Of Peru's 25 regions, 17 were facing destruction from the rains that had started in December. By the end of February, the National Civil Defense Institute reported that more than 22,700 people had been left homeless and more than 108,000 had suffered damage to homes, crops or other assets.

This month, Bolivia was back in the news with 40,000 families in the Amazonian eastern provinces completely stranded by floods. The rainy season had been particularly intense and resulted in flooding in this area of Bolivia almost every year since 2005, said the news report.

However, not all of this could be blamed on heavier rain, much less "climate change". As early as 1980, researchers were noting increased runoff due to deforestation. The long-predicted regional climatic and hydrological changes that would be the expected result of Amazonian deforestation may already be beginning, they observed.

Similar observations were being made in 1987. But, it was remarked, one should not exclude the possibility that observed trends might be elucidated without invoking human intervention, even if "major inundations are likely to polarise concerns and dim the memory of moderate floods."

And therein lies some profound wisdom. The most recent weather events do tend to "polarise concerns". In 2005, after two years of depressed rainfall, against the background of "climate change" and models predicting more of the same, drought became the obsession of the climate community, polarising their concerns.

Although there have been localised droughts since, especially in the south, but also in Venezuela and several highland provinces of Ecuador, there has been nothing remotely approaching the scale of the 2005 event.
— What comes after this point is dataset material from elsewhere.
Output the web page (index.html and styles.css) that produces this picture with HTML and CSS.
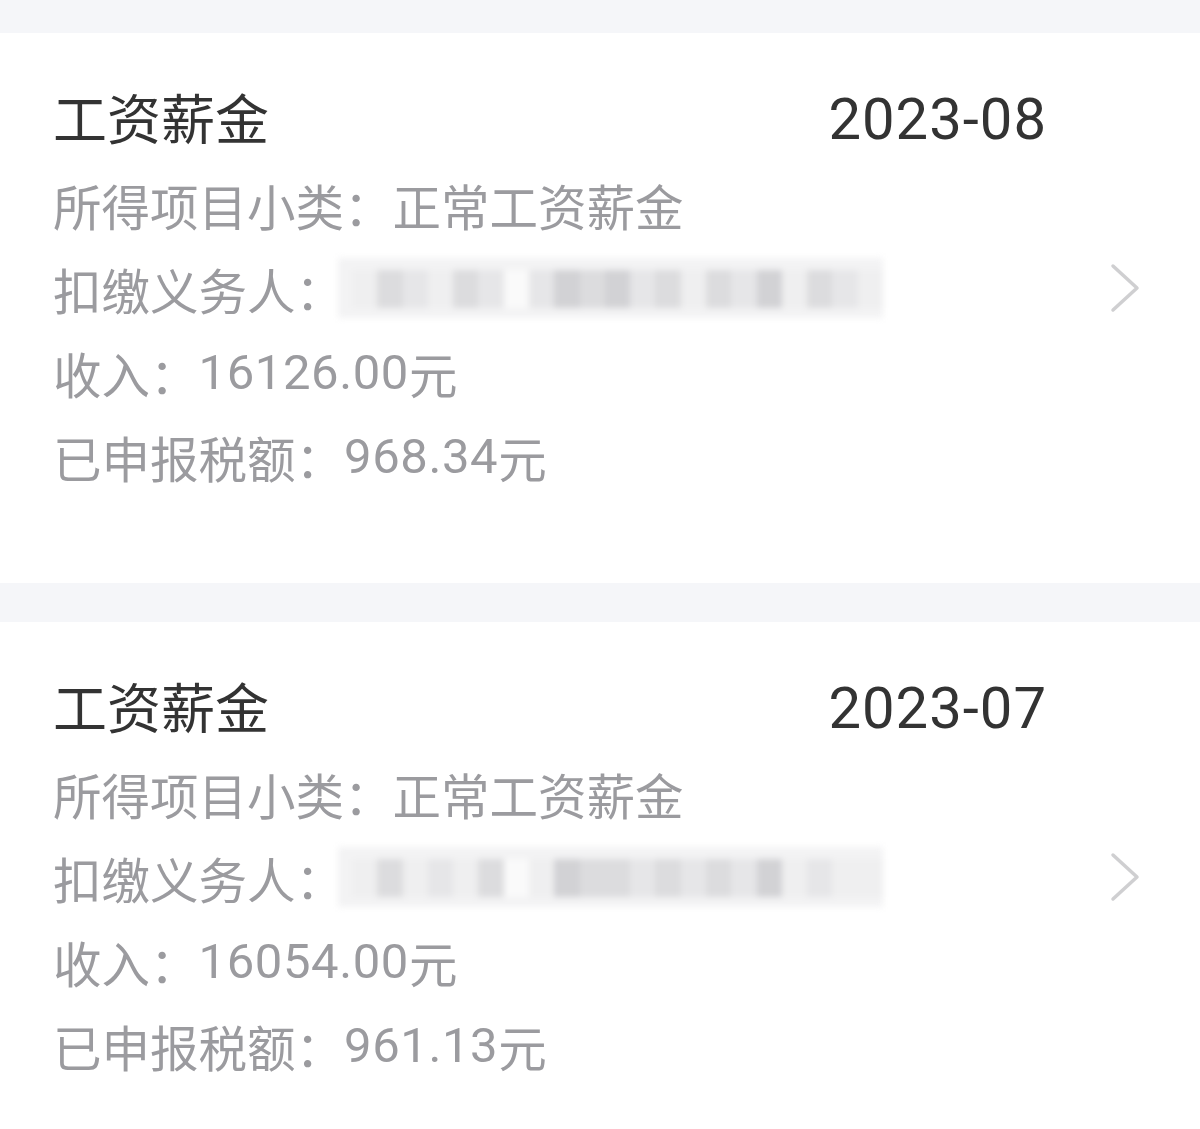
FILE: index.html
```html
<!DOCTYPE html>
<html lang="zh-CN">
<head>
<meta charset="utf-8">
<link rel="stylesheet" href="styles.css">
</head>
<body>
<div class="page">
  <div class="band band-top"></div>
  <div class="card">
    <div class="content">
      <div class="title-row">
        <span class="title">工资薪金</span>
        <span class="date">2023-08</span>
      </div>
      <div class="row">所得项目小类：正常工资薪金</div>
      <div class="row">扣缴义务人：<span class="mosaic">
        <i class="c1"></i><i class="c3"></i><i class="c2"></i><i class="c1"></i><i class="c3"></i><i class="c2"></i><i class="c0"></i><i class="c2"></i><i class="c4"></i><i class="c3"></i><i class="c4"></i><i class="c2"></i><i class="c3"></i><i class="c1"></i><i class="c3"></i><i class="c2"></i><i class="c4"></i><i class="c1"></i><i class="c3"></i><i class="c2"></i><i class="c1"></i>
      </span></div>
      <div class="row">收入：<span class="num">16126.00</span>元</div>
      <div class="row">已申报税额：<span class="num">968.34</span>元</div>
    </div>
    <svg class="chevron" width="34" height="52" viewBox="0 0 34 52"><path d="M4 4 L28 26 L4 48" fill="none" stroke="#cfcfd1" stroke-width="3.5" stroke-linecap="round" stroke-linejoin="round"/></svg>
  </div>
  <div class="band band-mid"></div>
  <div class="card">
    <div class="content">
      <div class="title-row">
        <span class="title">工资薪金</span>
        <span class="date">2023-07</span>
      </div>
      <div class="row">所得项目小类：正常工资薪金</div>
      <div class="row">扣缴义务人：<span class="mosaic">
        <i class="c1"></i><i class="c3"></i><i class="c1"></i><i class="c2"></i><i class="c1"></i><i class="c3"></i><i class="c0"></i><i class="c1"></i><i class="c4"></i><i class="c3"></i><i class="c3"></i><i class="c2"></i><i class="c3"></i><i class="c2"></i><i class="c3"></i><i class="c2"></i><i class="c4"></i><i class="c1"></i><i class="c2"></i><i class="c1"></i><i class="c1"></i>
      </span></div>
      <div class="row">收入：<span class="num">16054.00</span>元</div>
      <div class="row">已申报税额：<span class="num">961.13</span>元</div>
    </div>
    <svg class="chevron" width="34" height="52" viewBox="0 0 34 52"><path d="M4 4 L28 26 L4 48" fill="none" stroke="#cfcfd1" stroke-width="3.5" stroke-linecap="round" stroke-linejoin="round"/></svg>
  </div>
</div>
</body>
</html>
```
FILE: styles.css
```css
html, body {
  margin: 0;
  padding: 0;
  background: #ffffff;
}
.page {
  width: 1200px;
  height: 1129px;
  overflow: hidden;
  font-family: "Noto Sans CJK SC", "Noto Sans", sans-serif;
}
.band {
  background: #f5f6f9;
}
.band-top {
  height: 33px;
}
.band-mid {
  height: 39px;
}
.card {
  background: #ffffff;
  display: flex;
  align-items: center;
  padding: 38px 57px 84px 53px;
}
.content {
  flex: 1;
  padding-right: 62px;
}
.title-row {
  display: flex;
  justify-content: space-between;
  align-items: center;
  height: 92px;
}
.title {
  font-size: 54px;
  color: #333333;
  line-height: 92px;
}
.date {
  font-family: Roboto, "Noto Sans", sans-serif;
  font-size: 58px;
  letter-spacing: 1px;
  color: #333333;
  line-height: 92px;
  margin-top: 4px;
}
.row {
  font-size: 48.5px;
  line-height: 84px;
  height: 84px;
  color: #9b9b9f;
  display: flex;
  align-items: center;
  white-space: nowrap;
}
.num {
  font-family: Roboto, "Noto Sans", sans-serif;
  font-size: 49px;
  letter-spacing: 0.6px;
}
.mosaic {
  display: flex;
  align-items: stretch;
  width: 545px;
  height: 60px;
  margin-left: -6px;
  margin-top: -2px;
  filter: blur(3px);
  background: #f3f3f4;
  padding: 12px 0 10px 14px;
  box-sizing: border-box;
}
.mosaic i {
  flex: 1;
  display: block;
}
.c0 { background: #fafafa; }
.c1 { background: #efeff0; }
.c2 { background: #e6e6e8; }
.c3 { background: #dcdcde; }
.c4 { background: #d2d2d5; }
.chevron {
  flex: none;
  display: block;
  margin-top: 6px;
}
```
While the climate community remains obsessed with drought, the actuality is of five continuous years of excess rainfall since 2005, effectively returning to the pattern observed during the 1984-2001 period.

A year after the 2005 drought, researchers were writing of their concerns that, while the rainforest had adapted to seasonal and short-term drought, it might be less resilient to longer term climate change. Given current weather patterns, that should be the least of their worries.